> **WORK REQUIRED**
Gather the lines that hold the string "React".

--- Start AVAILABLE DATA ---

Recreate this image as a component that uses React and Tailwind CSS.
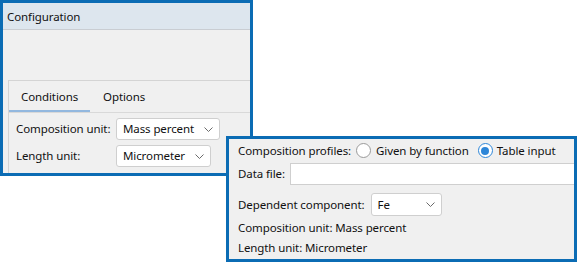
import React from 'react';

const font = { fontFamily: '"Noto Sans", "Segoe UI", sans-serif' };

function Chevron() {
  return (
    <svg width="9" height="5" viewBox="0 0 9 5" className="shrink-0">
      <path d="M0.5 0.5 L4.5 4.5 L8.5 0.5" fill="none" stroke="#6b6b6b" strokeWidth="1" />
    </svg>
  );
}

function Dropdown({ value, className }) {
  return (
    <div className={`flex items-center justify-between bg-white border border-[#cfcfcf] rounded-[3px] pl-[6px] pr-[6px] ${className}`}>
      <span>{value}</span>
      <Chevron />
    </div>
  );
}

function Radio({ checked }) {
  return (
    <div
      className={`w-[15px] h-[15px] rounded-full bg-white flex items-center justify-center shrink-0 border ${
        checked ? 'border-[#2d86d8]' : 'border-[#9a9a9a]'
      }`}
    >
      {checked && <div className="w-[8px] h-[8px] rounded-full bg-[#2d86d8]" />}
    </div>
  );
}

export default function App() {
  return (
    <div className="relative w-[577px] h-[262px] bg-white overflow-hidden text-[11.5px] tracking-[-0.1px] whitespace-nowrap text-[#111]" style={font}>
      {/* Configuration window */}
      <div className="absolute left-0 top-0 w-[253px] h-[176px] border-[3px] border-[#0b6cb4] bg-[#f0f0f0] flex flex-col overflow-hidden">
        <div className="h-[27px] shrink-0 bg-[#dde6ee] border-b border-[#c9cdd2] flex items-center pl-[4px] pt-[2px]">
          Configuration
        </div>
        <div className="flex-1 pt-[50px] pl-[5px]">
          <div className="border-t border-l border-[#d4d4d4] h-full">
            <div className="flex border-b border-[#d9d9d9] h-[32px]">
              <div className="h-full flex items-center pl-[12px] pr-[12px] pt-[2px] border-b-2 border-[#93b8df] box-border">
                Conditions
              </div>
              <div className="h-full flex items-center pl-[13px] pt-[1px]">Options</div>
            </div>
            <div className="grid grid-cols-[100px_auto] gap-y-[5px] pt-[5px] pl-[7px] items-center">
              <span>Composition unit:</span>
              <Dropdown value="Mass percent" className="w-[104px] h-[22px]" />
              <span>Length unit:</span>
              <Dropdown value="Micrometer" className="w-[95px] h-[22px]" />
            </div>
          </div>
        </div>
      </div>

      {/* Profiles window */}
      <div className="absolute left-[226px] top-[136px] w-[351px] h-[126px] border-[3px] border-[#0b6cb4] bg-[#f0f0f0] flex flex-col pl-[9px] overflow-hidden">
        <div className="h-[23px] flex items-center shrink-0">
          <span>Composition profiles:</span>
          <div className="ml-[5px]"><Radio /></div>
          <span className="ml-[5px]">Given by function</span>
          <div className="ml-[9px]"><Radio checked /></div>
          <span className="ml-[4px]">Table input</span>
        </div>
        <div className="h-[22px] flex items-center shrink-0 mt-[1px]">
          <span>Data file:</span>
          <div className="ml-[5px] flex-1 h-full bg-white border border-r-0 border-[#cfcfcf]" />
        </div>
        <div className="h-[23px] flex items-center shrink-0 mt-[8px]">
          <span>Dependent component:</span>
          <Dropdown value="Fe" className="ml-[6px] w-[71px] h-[23px]" />
        </div>
        <div className="h-[20px] flex items-center shrink-0 mt-[2px]">Composition unit: Mass percent</div>
        <div className="h-[20px] flex items-center shrink-0">Length unit: Micrometer</div>
      </div>
    </div>
  );
}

--- End AVAILABLE DATA ---

> **RESULT OF THE EXERCISE**
Recreate this image as a component that uses React and Tailwind CSS.
import React from 'react';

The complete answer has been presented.